45. The difficult question in this case is whether, despite that provision by officers to members of the necessary factual information, the Council failed to have due regard to the listed needs. I am conscious that this is a question of substance, not form. The problem is that while members were given the text of section 149, they were directed, in four places in the documents (in two cases in text adjacent to the recitation of section 149(1)), to the formula to which I have referred above. That would have been fine if the formula accurately encapsulated, for the purposes of the decision about short breaks, the effect of section 149. However, first, the formula is not tailored to that decision, and seems to be a general formula devised for all the 47 decisions. Second, it does not accurately capture the effect of section 149 in the context of that decision.
46. As I have found, members had the factual material which would have enabled them to have due regard to the statutory needs. However, they were directed to look at that material in a way that did not help them to focus on the right question, but, instead, told them to focus on an irrelevant, or at best, only partly relevant, question. Had the report only included the text of section 149(1), it might not have made councillors’ lives easy, but I could have been satisfied that they had considered the right question.
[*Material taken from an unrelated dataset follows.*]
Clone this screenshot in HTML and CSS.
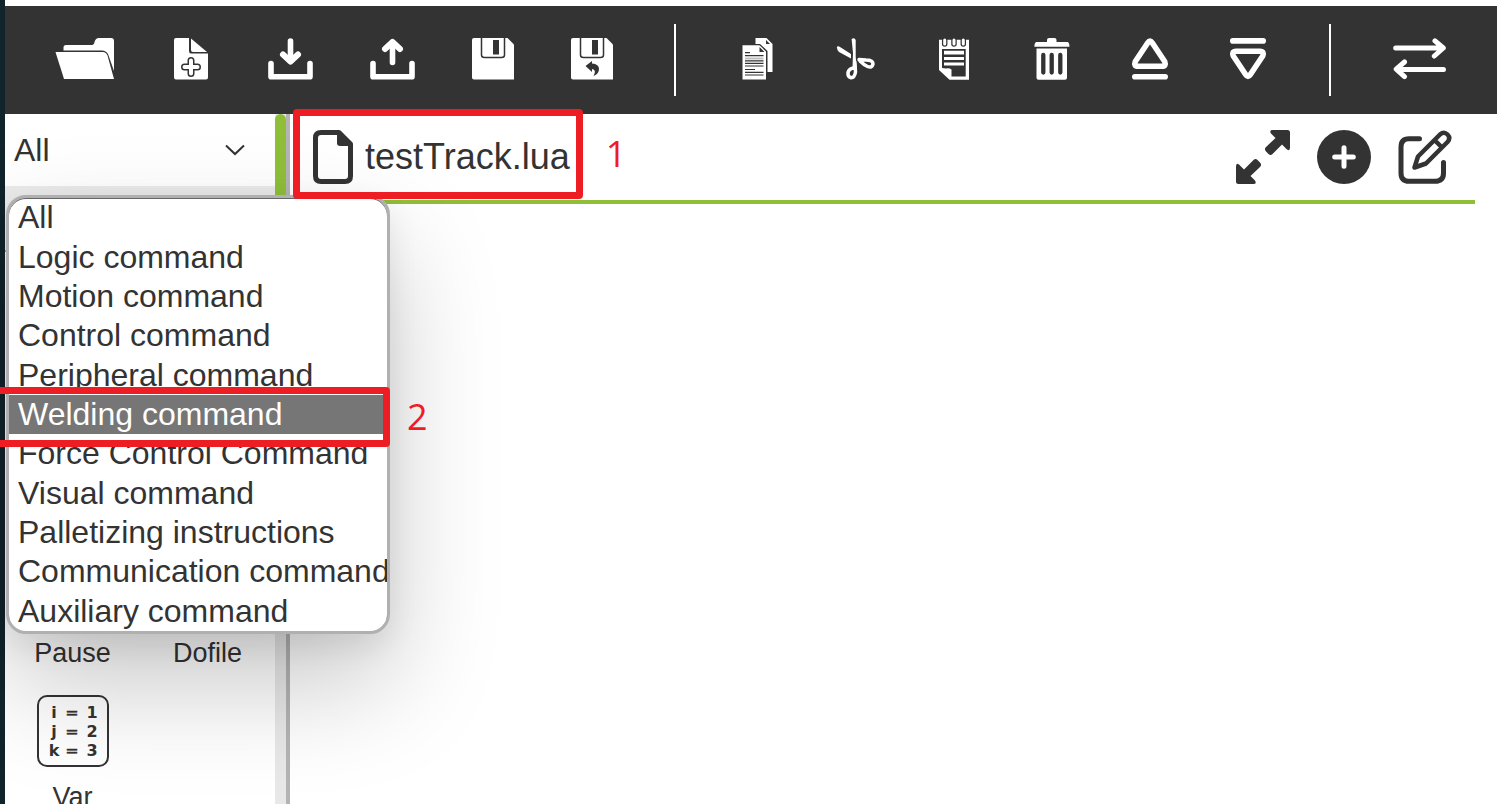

The flaw in the presentation of the material is that the repeated use of the formula to which I have referred, twice with the text of section 149(1), and twice on its own. That way of presenting the equality issues unavoidably suggests that the formula is equivalent to, or a substitute for, the statutory considerations, and it is not. It does not satisfy me that members asked themselves the right question when they looked at the material officers had so diligently assembled.